Nonprofit vs For-Profit Agent Readiness: Why Mission-Driven Organizations Score 3x Lower
We scanned 500 businesses across every sector. The data is clear: for-profit businesses average 43/100 on the Agent Readiness Score. Nonprofits average 14/100 — three times lower. The organizations with the most to gain from AI-driven giving are investing the least in the infrastructure that makes it possible.
The 3x Gap: For-Profit vs Nonprofit by the Numbers
The gap between for-profit and nonprofit agent readiness is not uniform. Some dimensions show near parity — D4 Pricing, where nonprofits list donation tiers similarly to how businesses list prices. Others show a chasm — D9 Agent Experience where nonprofits score 12.7x lower because they have zero agent-specific infrastructure.
Understanding where the gap is widest reveals what nonprofits need to fix first and what has the highest scoring impact per hour of effort invested.
Dimension-by-Dimension Comparison
The Agent Readiness Score evaluates nine dimensions. Here is how for-profits and nonprofits compare on each.
The widest gaps:D3 Onboarding (8.5x) and D9 Agent Experience (12.7x) reveal the core issue.
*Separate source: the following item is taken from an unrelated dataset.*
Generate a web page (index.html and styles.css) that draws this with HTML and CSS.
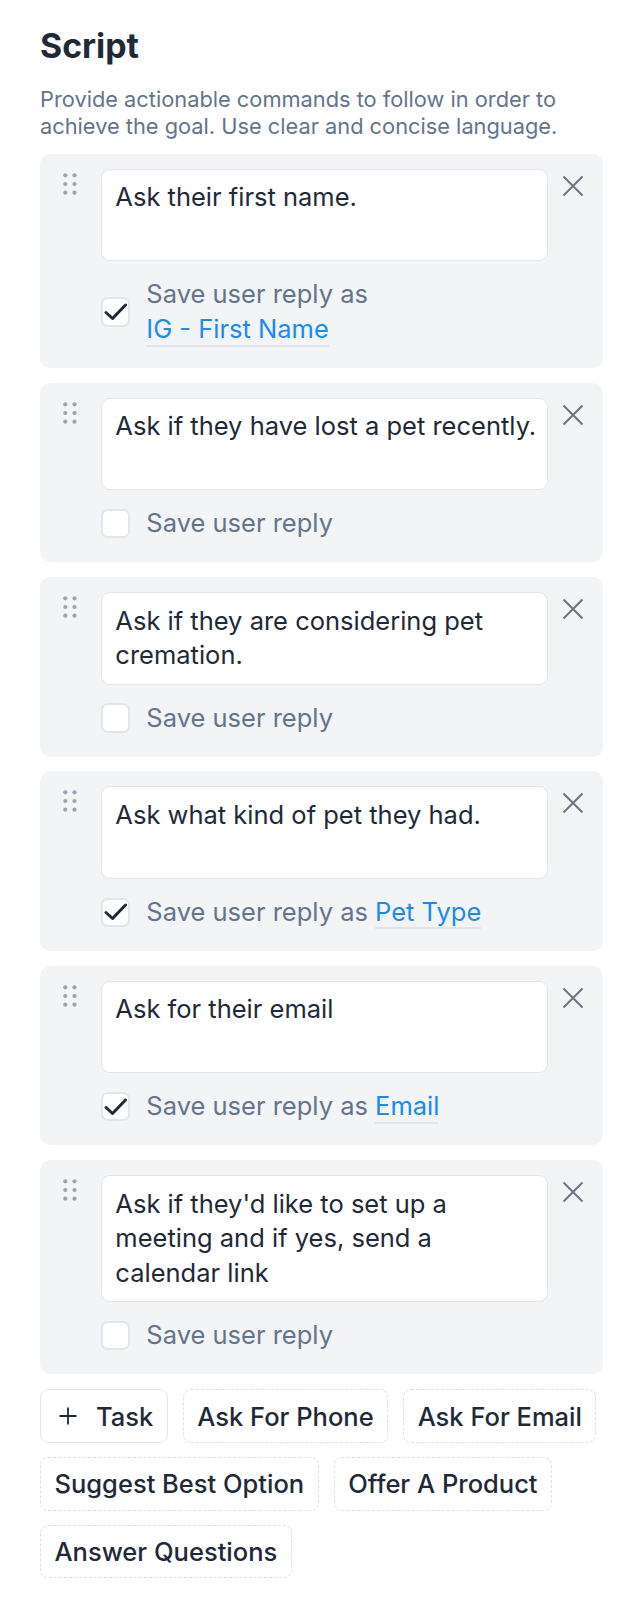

For-profit businesses — especially SaaS companies — build developer portals with API documentation, SDK generation, and sandbox environments because developers are their customers. Nonprofits have never had a reason to build this infrastructure. Their “customers” are donors who interact through emotional appeals, not API calls.
Why Nonprofits Score Low: Emotion Over Infrastructure
Nonprofit websites are designed to make humans feel something. A hero image of a child in a classroom. A story about a family receiving meals. A video of volunteers building homes. These are conversion tools optimized for emotional response — and they work. Individual giving in the US exceeds $500 billion annually, driven largely by emotional connection.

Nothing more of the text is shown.